Exercise description
Your answer should be a single number: the count of lines that include "React".

>> Start The data

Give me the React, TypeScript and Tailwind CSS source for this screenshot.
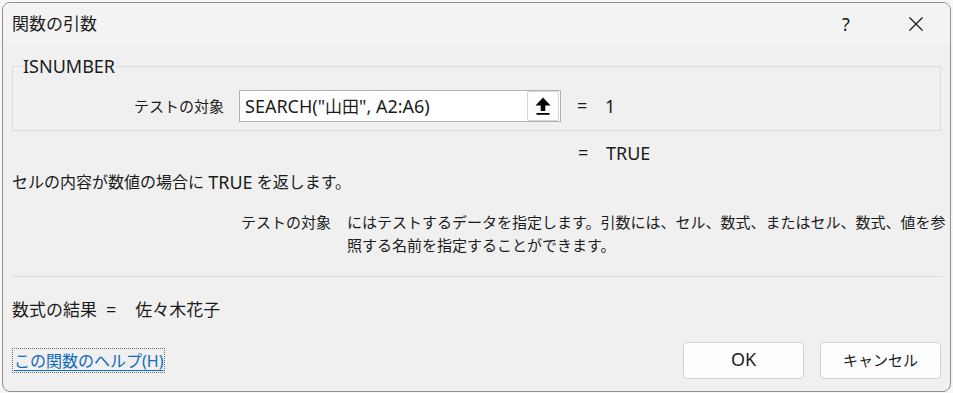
const font = "font-['Noto_Sans','Noto_Sans_CJK_JP',sans-serif]";

// Latin runs render larger than the kana in the original UI font
const L = ({ children }: { children: React.ReactNode }) => (
    <span className="text-[18px] leading-none">{children}</span>
)

const CollapseIcon = () => (
    <svg width="18" height="20" viewBox="0 0 18 20">
        <polygon points="9,1.5 16.5,9.5 11.3,9.5 11.3,15 6.7,15 6.7,9.5 1.5,9.5" fill="#000" />
        <rect x="2.5" y="17" width="13" height="1.8" fill="#000" />
    </svg>
)

const App = () => {
    return (
        <div className={`w-[953px] h-[393px] bg-[#f7f7f7] pl-[2px] pt-[2px] ${font} text-[#1b1b1b]`}>
            <div className="w-[949px] h-[390px] rounded-[8px] border border-[#8e8e8e] overflow-hidden bg-[#f0f0f0] flex flex-col">
                {/* title bar */}
                <div className="h-[41px] bg-[#f3f3f3] flex items-center">
                    <div className="pl-[9px] text-[17px] leading-none">関数の引数</div>
                    <div className="ml-auto w-[68px] flex justify-center text-[18px] leading-none pr-[4px]">?</div>
                    <div className="w-[68px] flex justify-center">
                        <svg width="16" height="16" viewBox="0 0 16 16">
                            <path d="M1.5 1.5 L14.5 14.5 M14.5 1.5 L1.5 14.5" stroke="#1b1b1b" strokeWidth="1.3" fill="none" />
                        </svg>
                    </div>
                </div>

                <div className="flex flex-col px-[9px] text-[15px]">
                    {/* group box */}
                    <div className="mt-[22px] h-[65px] border border-[#dcdcdc] flex flex-col">
                        <div className="-mt-[11px] ml-[9px] w-fit px-[1px] bg-[#f0f0f0] h-[20px] flex items-center"><L>ISNUMBER</L></div>
                        <div className="mt-[14px] h-[32px] flex items-center">
                            <div className="w-[211px] text-right">テストの対象</div>
                            <div className="ml-[15px] w-[322px] h-[32px] border border-[#b0b0b0] bg-white flex items-center pl-[5px] pr-[1px]">
                                <span className="leading-none whitespace-nowrap">
                                    <L>SEARCH("</L><span className="text-[17px]">山田</span><L>", A2:A6)</L>
                                </span>
                                <div className="ml-auto w-[32px] h-[30px] border border-[#d6d6d6] rounded-[2px] bg-[#fdfdfd] flex items-center justify-center">
                                    <CollapseIcon />
                                </div>
                            </div>
                            <div className="ml-[16px] w-[28px]"><L>=</L></div>
                            <L>1</L>
                        </div>
                    </div>

                    {/* result row */}
                    <div className="mt-[11px] h-[22px] flex items-center">
                        <div className="ml-[566px] w-[28px]"><L>=</L></div>
                        <L>TRUE</L>
                    </div>

                    <div className="mt-[7px] h-[22px] flex items-center text-[16px] whitespace-pre">
                        セルの内容が数値の場合に <L>TRUE</L> を返します。
                    </div>

                    {/* argument description */}
                    <div className="mt-[18px] flex leading-[23px]">
                        <div className="w-[319px] text-right shrink-0">テストの対象</div>
                        <div className="ml-[16px] whitespace-nowrap">
                            にはテストするデータを指定します。引数には、セル、数式、またはセル、数式、値を参<br />
                            照する名前を指定することができます。
                        </div>
                    </div>

                    <div className="mt-[19px] h-px bg-[#dedede] mr-[-2px]" />

                    <div className="mt-[22px] h-[22px] flex items-center text-[17px]">
                        <span>数式の結果</span>
                        <span className="ml-[9px]"><L>=</L></span>
                        <span className="ml-[19px]">佐々木花子</span>
                    </div>

                    {/* footer */}
                    <div className="mt-[21px] flex items-center">
                        <div className="border border-dotted border-[#6b6b6b] px-[1px] h-[25px] flex items-center">
                            <span className="text-[#0f6cbd] text-[16px] underline underline-offset-[3px] leading-none">この関数のヘルプ(H)</span>
                        </div>
                        <button className="ml-auto w-[121px] h-[37px] bg-[#fdfdfd] border border-[#d3d3d3] rounded-[4px]"><L>OK</L></button>
                        <button className="ml-[16px] w-[121px] h-[37px] bg-[#fdfdfd] border border-[#d3d3d3] rounded-[4px] text-[15px]">キャンセル</button>
                    </div>
                </div>
            </div>
        </div>
    )
}

export default App
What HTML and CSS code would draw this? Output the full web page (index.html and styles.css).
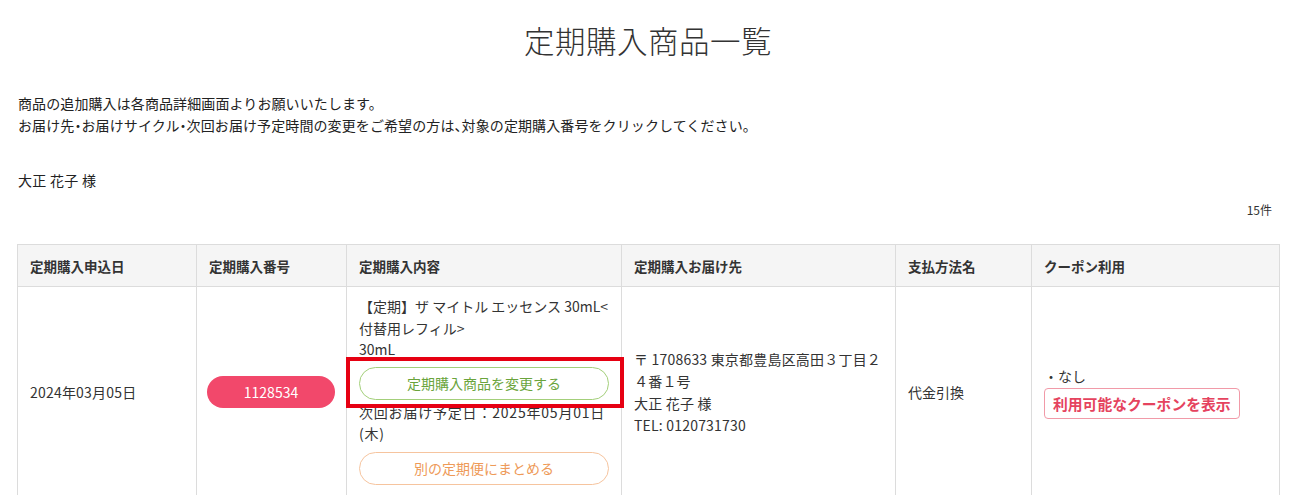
FILE: index.html
```html
<!DOCTYPE html>
<html lang="ja">
<head>
<meta charset="utf-8">
<title>定期購入商品一覧</title>
<link rel="stylesheet" href="styles.css">
</head>
<body>
<main class="page">
  <h1 class="title">定期購入商品一覧</h1>
  <p class="intro">商品の追加購入は各商品詳細画面よりお願いいたします。<br>お届け先・お届けサイクル・次回お届け予定時間の変更をご希望の方は、対象の定期購入番号をクリックしてください。</p>
  <p class="customer">大正 花子 様</p>
  <p class="count">15件</p>
  <table class="list">
    <colgroup>
      <col class="c1"><col class="c2"><col class="c3"><col class="c4"><col class="c5"><col class="c6">
    </colgroup>
    <thead>
      <tr>
        <th>定期購入申込日</th>
        <th>定期購入番号</th>
        <th>定期購入内容</th>
        <th>定期購入お届け先</th>
        <th>支払方法名</th>
        <th>クーポン利用</th>
      </tr>
    </thead>
    <tbody>
      <tr>
        <td class="date">2024年03月05日</td>
        <td class="num-cell"><a class="pill" href="#">1128534</a></td>
        <td class="content-cell">
          <div class="item-name">【定期】ザ マイトル エッセンス 30mL&lt;付替用レフィル&gt;</div>
          <div>30mL</div>
          <div class="mark-wrap">
            <a class="btn btn-green" href="#">定期購入商品を変更する</a>
            <span class="mark"></span>
          </div>
          <div class="next-date">次回お届け予定日：2025年05月01日(木)</div>
          <a class="btn btn-orange" href="#">別の定期便にまとめる</a>
        </td>
        <td class="addr">〒 1708633 東京都豊島区高田３丁目２４番１号<br>大正 花子 様<br>TEL: 0120731730</td>
        <td>代金引換</td>
        <td>
          <div>・なし</div>
          <a class="coupon" href="#">利用可能なクーポンを表示</a>
        </td>
      </tr>
    </tbody>
  </table>
</main>
</body>
</html>
```

FILE: styles.css
```css
* { box-sizing: border-box; }
html, body { margin: 0; padding: 0; background: #fff; }
body {
  font-family: "Noto Sans CJK JP", "Noto Sans", sans-serif;
  color: #333;
  font-size: 14px;
}
.page { padding: 20px 16px 0 17px; }
.title {
  margin: 0;
  text-align: center;
  font-size: 30.5px;
  line-height: 40px;
  font-weight: 300;
  color: #333;
  letter-spacing: 0.5px;
}
.intro {
  margin: 32px 0 0 1px;
  font-size: 14px;
  line-height: 22px;
  letter-spacing: 0.1px;
  font-feature-settings: "halt";
  color: #222;
}
.customer {
  margin: 33px 0 0 1px;
  line-height: 22px;
  color: #222;
  letter-spacing: 0.3px;
}
.count {
  margin: 9px 7px 0 0;
  text-align: right;
  font-size: 12px;
  line-height: 20px;
}
.list {
  margin-top: 24px;
  width: 1262px;
  border-collapse: collapse;
  table-layout: fixed;
}
.c1 { width: 179px; }
.c2 { width: 150px; }
.c3 { width: 275px; }
.c4 { width: 274px; }
.c5 { width: 136px; }
.c6 { width: 248px; }
.list th, .list td {
  border: 1px solid #dcdcdc;
  padding: 0 12px;
  text-align: left;
  vertical-align: middle;
}
.list th {
  background: #f5f5f5;
  height: 42px;
  font-size: 13.5px;
  font-weight: 700;
  color: #333;
}
.list td {
  line-height: 22px;
  color: #333;
}
.date { letter-spacing: 0.2px; }
.addr { letter-spacing: 0.2px; }
.num-cell { padding: 0 10px 0 10px !important; }
.pill {
  display: block;
  width: 128px;
  height: 32px;
  line-height: 32px;
  border-radius: 16px;
  background: #f2486b;
  color: #fff;
  text-align: center;
  text-decoration: none;
  font-size: 14px;
}
.content-cell { padding: 9px 12px 13px 12px !important; }
.item-name, .content-cell > div { line-height: 21.5px; }
.next-date { letter-spacing: 0.8px; }
.mark-wrap { position: relative; margin: 6px 0 2px; }
.mark {
  position: absolute;
  top: -10px;
  left: -13px;
  right: -15px;
  bottom: -8px;
  border: 4px solid #e60012;
  pointer-events: none;
}
.btn {
  display: block;
  height: 33px;
  line-height: 31px;
  border-radius: 17px;
  text-align: center;
  text-decoration: none;
  font-size: 14px;
  background: #fff;
}
.btn-green { border: 1px solid #a3cf7a; color: #6aa43c; }
.btn-orange { border: 1px solid #f6c49e; color: #ee9a58; margin-top: 7px; }
.coupon {
  display: inline-block;
  margin-top: 1px;
  height: 31px;
  line-height: 29px;
  padding: 0 8px;
  border: 1px solid #f19aa8;
  border-radius: 4px;
  color: #e5435e;
  font-weight: 700;
  font-size: 14.8px;
  text-decoration: none;
}
```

>> End The data

Exercise response
2